First, thanks to Zach Elkins and Tom Ginsburg, master scholars, impressarios of the great comparative constitutionalism project, and all-around good guys, for inviting me to guest blog on state constitutionalism and state con law.

Second, by way of introduction, I am the Minerva House Drysdale Regents Chair in Law at the University of Texas, recently decamped from California, where I spent many happy years on the San Diego and Berkeley faculties. I am hard at work on “State Constitutional Law and its Processes” (Aspen Press) and other projects within the same domain.

Let me begin by taking a stab at an answer to the question: “What are we expected to learn from the experience of American state constitutions about state constitutionalism worldwide?” The principal answer derives from the salient differences between state constitutionalism U.S. style and the well-investigated U.S. Constitutionalism. Some highlights:

(1) State constitutions are documents of limit; the U.S. Constitution is a document of grant. State governments possess plenary authority under the police power and the way that this authority, in theory and in practice, differs from federal authority under the more limited princple of delegated power is an interesting window into constitutional power on the ground;

(2) State constitutions have a plural executive. This means that executive authority is parcelled out among separately elected officials (e.g., attorneys general, treasurers, elected lieutenant governors, peculiarly focused officials such as insurance commissioners, fish & game chiefs, etc.). This is by contrast to the so-called “unitary executive” at the national level. The comparative dimenions of this very different approach to administrative authority, separation of powers, regulatory performance, and democratic accountability is, while fascinating, an inexplicably neglected issue in contemporary political science and law. For exceptions, see Roger Noll and Bruce Cain’s work on this topic, and also the superb article by Tom’s colleagues Jake Gerson and Chris Berry in Volume 75 of the U. Chicago Law Review on “the unbundled executive.”
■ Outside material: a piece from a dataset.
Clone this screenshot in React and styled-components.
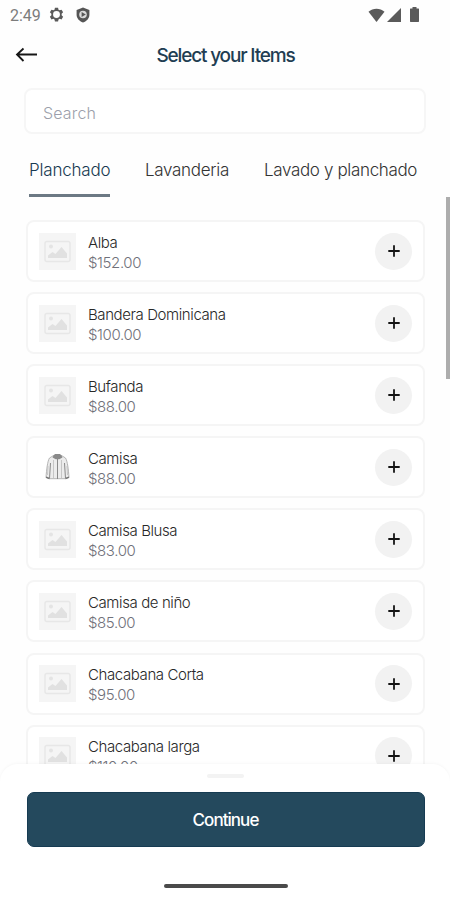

(3) State constitutions contain “positive” rights. These rights include, in all 50 states, a right to education (the source of enormous legal controversy, to be sure) and, in many states, social welfare rights of various types and scope. In this respect, American state constitutions share much in common with constitutions in other countries, such as South Africa, Brazil, and the former Soviet states. The range of comparative constitutional questions involving the origins and performance of positive rights in state constitutionalism are vast indeed.

There are many other interesting features of state constitutions; and there are, too, contemporary controversies (see, e.g., the post-Kelo property rights revolution, same-sex marriage, and the drumbeat for a state constitutional convention in California and New York) that are worthy of scrutiny the context of debates and analysis of constitutionalism worldwide. Or so I hope to illuminate in my stint on this blog. I will look forward to, if not providing particular wisdom on these subjects, at least raising some intriguing questions.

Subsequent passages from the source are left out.